Introduction and Problem Statement

The recent progress in large pre-trained models, such as transformers in NLP and contrastive learning models for vision, has sparked interest in exploring generative pre-training for visual tasks. This paper examines the potential of text-to-image diffusion models, like Imagen and Stable Diffusion, as zero-shot classifiers. The central question is whether these models' generative capabilities correspond to an ability to perform well on classification tasks without additional training.

Methodology: Tuning Generative Models for Classification

The approach applies the denoising diffusion process in diffusion models as a proxy for classification likelihood, a novel perspective for leveraging these models. By noising an image and denoising it conditioned on text prompts for candidate classes, the model evaluates which class prompt results in the best restoration of the original image. Key methodological improvements include:

Shared Noise Technique: Enhances efficiency by maintaining the same noise realization across classes, reducing variance.
Pruned Classification: Implements dynamic class pruning using statistical tests to eliminate unlikely classes early in the process, thus reducing computational overhead.
Figure 1: Zero-Shot Classification using Diffusion Models. We first compute denoising scores for each label prompt across multiple time-steps to generate a scores matrix. We then classify an image by aggregating the scores for each class using a weighting function over the time-steps. The image is assigned the class with the minimum aggregate score.
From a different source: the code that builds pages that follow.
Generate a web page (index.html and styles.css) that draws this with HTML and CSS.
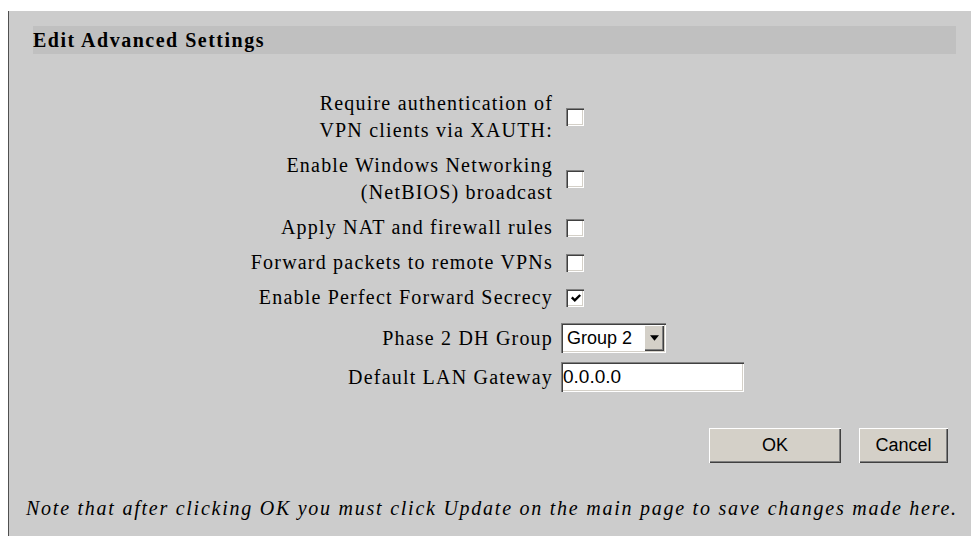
FILE: index.html
```html
<!DOCTYPE html>
<html>
<head>
<meta charset="utf-8">
<title>Edit Advanced Settings</title>
<link rel="stylesheet" href="styles.css">
</head>
<body>
<div class="panel">
  <div class="title-bar">Edit Advanced Settings</div>

  <div class="form">
    <div class="label">Require authentication of<br>VPN clients via XAUTH:</div>
    <div class="field"><span class="check"></span></div>

    <div class="label">Enable Windows Networking<br>(NetBIOS) broadcast</div>
    <div class="field"><span class="check"></span></div>

    <div class="label">Apply NAT and firewall rules</div>
    <div class="field"><span class="check"></span></div>

    <div class="label">Forward packets to remote VPNs</div>
    <div class="field"><span class="check"></span></div>

    <div class="label">Enable Perfect Forward Secrecy</div>
    <div class="field"><span class="check"><svg viewBox="0 0 10 10" width="12" height="12"><path d="M1.5 4.5 L4 7 L8.5 2.5" fill="none" stroke="#000" stroke-width="2"/></svg></span></div>

    <div class="label tall">Phase 2 DH Group</div>
    <div class="field tall">
      <span class="select"><span class="select-value">Group 2</span><span class="select-arrow"><svg viewBox="0 0 8 5" width="9" height="6"><path d="M0 0 H8 L4 5 Z" fill="#000"/></svg></span></span>
    </div>

    <div class="label">Default LAN Gateway</div>
    <div class="field"><span class="text-input">0.0.0.0</span></div>
  </div>

  <div class="actions">
    <span class="button ok">OK</span>
    <span class="button cancel">Cancel</span>
  </div>

  <p class="note">Note that after clicking OK you must click Update on the main page to save changes made here.</p>
</div>
</body>
</html>
```

FILE: styles.css
```css
html, body {
  margin: 0;
  height: 100%;
  background: #ffffff;
}

body {
  padding: 11px 0 0 8px;
  box-sizing: border-box;
  font-family: "Liberation Serif", "Times New Roman", serif;
  font-size: 20px;
  letter-spacing: 1.2px;
  color: #000;
}

.panel {
  height: 100%;
  background: #cccccc;
  border-left: 1px solid #505050;
  padding: 15px 15px 0 24px;
  box-sizing: border-box;
}

.title-bar {
  background: #c0c0c0;
  height: 28px;
  line-height: 28px;
  font-weight: bold;
  font-size: 20px;
  letter-spacing: 1.5px;
}

.form {
  display: grid;
  grid-template-columns: 525px auto;
  margin-top: 32px;
  line-height: 27px;
}

.label {
  text-align: right;
  padding: 4px 5px 4px 0;
  display: flex;
  align-items: center;
  justify-content: flex-end;
}

.field {
  display: flex;
  align-items: center;
  padding: 4px 0 4px 3px;
}

.tall {
  padding-top: 8px;
  padding-bottom: 5px;
}

/* sunken classic checkbox */
.check {
  width: 18px;
  height: 18px;
  margin-left: 5px;
  background: #fff;
  box-sizing: border-box;
  box-shadow: inset 1px 1px #808080, inset 2px 2px #404040, inset -1px -1px #ffffff, inset -2px -2px #d4d0c8;
  display: flex;
  align-items: center;
  justify-content: center;
}

.check svg {
  display: block;
  margin: 1px 0 0 1px;
}

.select {
  display: flex;
  width: 105px;
  height: 30px;
  box-sizing: border-box;
  background: #fff;
  padding: 2px;
  box-shadow: inset 1px 1px #808080, inset 2px 2px #404040, inset -1px -1px #ffffff, inset -2px -2px #d4d0c8;
  font-family: "Liberation Sans", Arial, sans-serif;
  font-size: 18px;
  letter-spacing: 0;
}

.select-value {
  flex: 1;
  line-height: 26px;
  padding-left: 4px;
}

.select-arrow {
  width: 20px;
  background: #d4d0c8;
  box-shadow: inset 1px 1px #ffffff, inset -1px -1px #404040, inset -2px -2px #808080;
  display: flex;
  align-items: center;
  justify-content: center;
}

.select-arrow svg {
  display: block;
}

.text-input {
  display: block;
  width: 183px;
  height: 30px;
  box-sizing: border-box;
  background: #fff;
  padding: 0 2px;
  line-height: 30px;
  box-shadow: inset 1px 1px #808080, inset 2px 2px #404040, inset -1px -1px #ffffff, inset -2px -2px #d4d0c8;
  font-family: "Liberation Sans", Arial, sans-serif;
  font-size: 19px;
  letter-spacing: 0;
}

.actions {
  display: flex;
  justify-content: flex-end;
  gap: 18px;
  margin-top: 32px;
  padding-right: 8px;
}

.button {
  height: 35px;
  line-height: 35px;
  text-align: center;
  background: #d4d0c8;
  box-shadow: inset 1px 1px #ffffff, inset -1px -1px #404040, inset -2px -2px #808080;
  font-family: "Liberation Sans", Arial, sans-serif;
  font-size: 18px;
  letter-spacing: 0;
}

.ok {
  width: 132px;
}

.cancel {
  width: 89px;
}

.note {
  margin: 34px 0 0 -7px;
  font-style: italic;
  font-size: 20px;
  letter-spacing: 1.75px;
  white-space: nowrap;
}
```
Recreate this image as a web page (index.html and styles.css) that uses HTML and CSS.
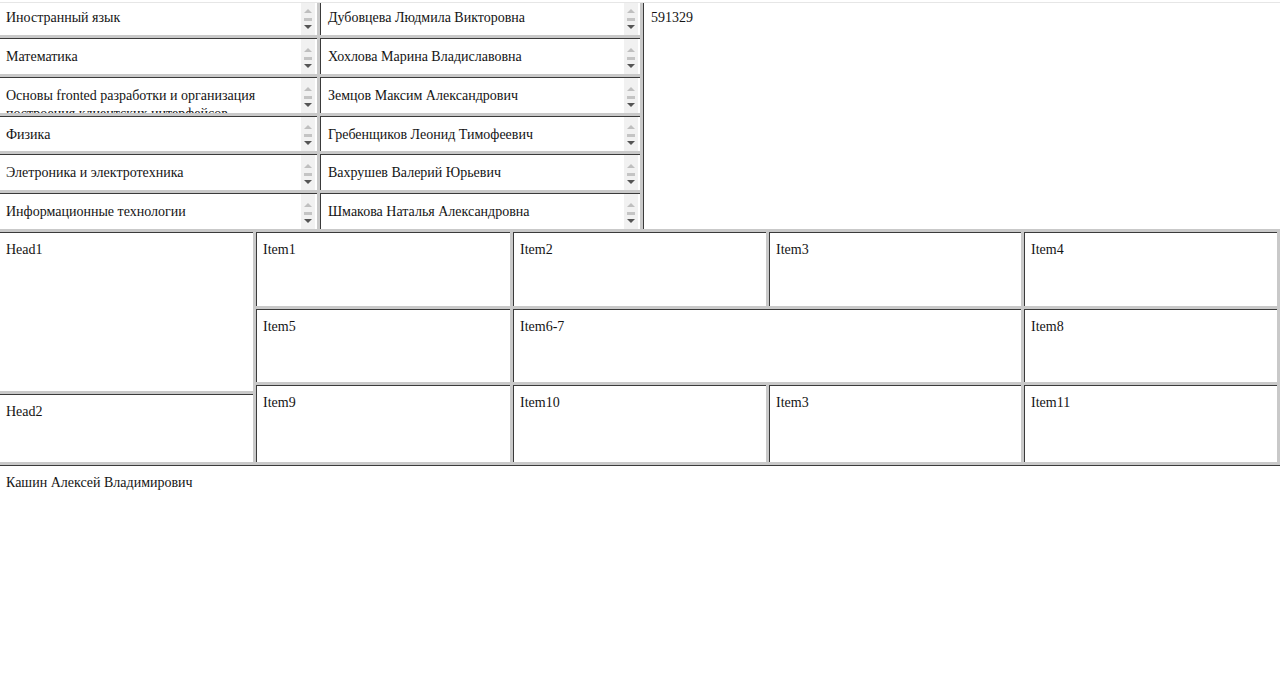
FILE: index.html
```html
<!DOCTYPE html>
<html lang="ru">
<head>
<meta charset="utf-8">
<title>Расписание</title>
<link rel="stylesheet" href="styles.css">
</head>
<body>
<div class="topline"></div>
<div class="top">
  <div class="code">591329</div>

  <div class="cell first"><span class="txt">Иностранный язык</span><span class="sb"><i class="up"></i><i class="thumb"></i><i class="dn"></i></span></div>
  <div class="cell first bl"><span class="txt">Дубовцева Людмила Викторовна</span><span class="sb"><i class="up"></i><i class="thumb"></i><i class="dn"></i></span></div>

  <div class="cell bt"><span class="txt">Математика</span><span class="sb"><i class="up"></i><i class="thumb"></i><i class="dn"></i></span></div>
  <div class="cell bt bl"><span class="txt">Хохлова Марина Владиславовна</span><span class="sb"><i class="up"></i><i class="thumb"></i><i class="dn"></i></span></div>

  <div class="cell bt"><span class="txt long">Основы fronted разработки и организация построения клиентских интерфейсов</span><span class="sb"><i class="up"></i><i class="thumb"></i><i class="dn"></i></span></div>
  <div class="cell bt bl"><span class="txt">Земцов Максим Александрович</span><span class="sb"><i class="up"></i><i class="thumb"></i><i class="dn"></i></span></div>

  <div class="cell bt"><span class="txt">Физика</span><span class="sb"><i class="up"></i><i class="thumb"></i><i class="dn"></i></span></div>
  <div class="cell bt bl"><span class="txt">Гребенщиков Леонид Тимофеевич</span><span class="sb"><i class="up"></i><i class="thumb"></i><i class="dn"></i></span></div>

  <div class="cell bt"><span class="txt">Элетроника и электротехника</span><span class="sb"><i class="up"></i><i class="thumb"></i><i class="dn"></i></span></div>
  <div class="cell bt bl"><span class="txt">Вахрушев Валерий Юрьевич</span><span class="sb"><i class="up"></i><i class="thumb"></i><i class="dn"></i></span></div>

  <div class="cell bt"><span class="txt">Информационные технологии</span><span class="sb"><i class="up"></i><i class="thumb"></i><i class="dn"></i></span></div>
  <div class="cell bt bl"><span class="txt">Шмакова Наталья Александровна</span><span class="sb"><i class="up"></i><i class="thumb"></i><i class="dn"></i></span></div>
</div>

<div class="sched">
  <div class="heads">
    <div class="box">Head1</div>
    <div class="box">Head2</div>
  </div>
  <div class="box">Item1</div>
  <div class="box">Item2</div>
  <div class="box">Item3</div>
  <div class="box">Item4</div>
  <div class="box">Item5</div>
  <div class="box wide">Item6-7</div>
  <div class="box">Item8</div>
  <div class="box">Item9</div>
  <div class="box">Item10</div>
  <div class="box">Item3</div>
  <div class="box">Item11</div>
</div>

<div class="footer">Кашин Алексей Владимирович</div>
</body>
</html>
```

FILE: styles.css
```css
* {
  box-sizing: border-box;
}

html,
body {
  margin: 0;
  padding: 0;
}

body {
  height: 695px;
  overflow: hidden;
  display: flex;
  flex-direction: column;
  background: #fff;
  color: #141414;
  font-family: "Liberation Serif", "Times New Roman", serif;
  font-size: 14px;
  line-height: 16px;
}

.topline {
  flex: none;
  height: 3px;
  border-bottom: 1px solid #e6e6e6;
}

/* top frameset: subjects | teachers | code */
.top {
  flex: none;
  height: 229px;
  display: grid;
  grid-template-columns: 317px 320px 1fr;
  grid-template-rows: 32px repeat(5, 1fr);
  gap: 3px;
  padding-bottom: 3px;
  background: #c9c9c9;
}

.code {
  grid-column: 3;
  grid-row: 1 / -1;
  background: #fff;
  border-left: 1px solid #3a3a3a;
  padding: 7px 7px 0 7px;
}

.cell {
  display: flex;
  min-height: 0;
  overflow: hidden;
  background: #fff;
}

.cell .txt {
  flex: 1;
  min-width: 0;
  padding: 10px 6px 0 6px;
}

.cell .txt.long {
  line-height: 18px;
  padding-top: 9px;
}

.cell.first .txt {
  padding-top: 7px;
}

.bt {
  border-top: 1px solid #3a3a3a;
}

.bl {
  border-left: 1px solid #3a3a3a;
}

.cell.bl .txt {
  padding-left: 7px;
}

/* fake classic scrollbar */
.sb {
  flex: none;
  width: 14px;
  margin-right: 2px;
  background: #f1f1f1;
  display: flex;
  flex-direction: column;
  align-items: center;
  justify-content: flex-end;
  padding-bottom: 6px;
}

.sb i {
  display: block;
}

.up {
  width: 0;
  height: 0;
  border-left: 4px solid transparent;
  border-right: 4px solid transparent;
  border-bottom: 4px solid #bfbfbf;
  margin-bottom: 5px;
}

.thumb {
  width: 8px;
  height: 3px;
  background: #c4c4c4;
  margin-bottom: 4px;
}

.dn {
  width: 0;
  height: 0;
  border-left: 4px solid transparent;
  border-right: 4px solid transparent;
  border-top: 4px solid #555;
}

/* middle frameset: schedule grid */
.sched {
  flex: none;
  height: 233px;
  display: grid;
  grid-template-columns: 253px 254px 253px 252px 253px;
  grid-template-rows: 74px 73px 1fr;
  gap: 3px;
  padding: 0 3px 3px 0;
  background: #c9c9c9;
}

.heads {
  grid-column: 1;
  grid-row: 1 / -1;
  display: grid;
  grid-template-rows: 159px 1fr;
  gap: 3px;
}

.box {
  background: #fff;
  border-top: 1px solid #3a3a3a;
  border-left: 1px solid #3a3a3a;
  padding: 9px 6px 0 6px;
}

.heads .box {
  border-left: 0;
  padding-left: 6px;
}

.wide {
  grid-column: span 2;
}

/* bottom frame */
.footer {
  flex: 1;
  background: #fff;
  border-top: 1px solid #3a3a3a;
  padding: 9px 6px 0 6px;
}
```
Experimental Setup and Results

The experiments conducted demonstrate compelling results across several benchmarks:

Image Classification: Imagen and Stable Diffusion show comparable accuracy to CLIP on various datasets, with especially strong performance observed in lower resolution datasets and tasks requiring text recognition.
Robustness to Conflicting Cues: Both Imagen and Stable Diffusion outperform contemporary models like CLIP and ViT-22B in handling images with conflicting texture and shape cues, as analyzed using the Cue-Conflict dataset.
Figure 2: Example predictions from Imagen when denoising the same image with different text prompts. Each set of images shows the original, noised, and denoised images for the two classes. The top two rows use ImageNet images and the bottom row uses Cue-Conflict.

Analysis of Results

Limitations and Computational Challenges

While diffusion models were competitive, their use as classifiers remains impractical for large-scale deployment due to computational demands. Significant resources are needed to denoise multiple samples per class, requiring efficiency strategies such as shared noise and adaptive class pruning.

Attribute Binding and Compositional Generalization

The evaluation of attribute binding tasks using synthetic datasets highlights an area where diffusion models excel compared to contrastive methods like CLIP. Their ability to bind attributes, demonstrated in tasks that require compositional generalization, suggests advantages inherent in the way generative models integrate multiple concepts.

Figure 3: Examples of the synthetic-data attribute binding tasks. We explored more sophisticated prompts than in the figure (e.g., ``A blender rendering of two objects, one of which is a yellow sphere."), but they didn't substantially change results.

Conclusion and Future Directions

Text-to-image diffusion models show promise beyond image generation, particularly in zero-shot classification. Their competitive performance with established models and robustness to texture-shape conflicts suggest untapped potential in generative pre-training for vision tasks. However, practical deployment necessitates addressing computational inefficiencies. Future work could explore fine-tuning diffusion models for specific tasks, scaling laws comparisons, and further evaluation on diverse manipulations to fully understand their capabilities in compositional tasks.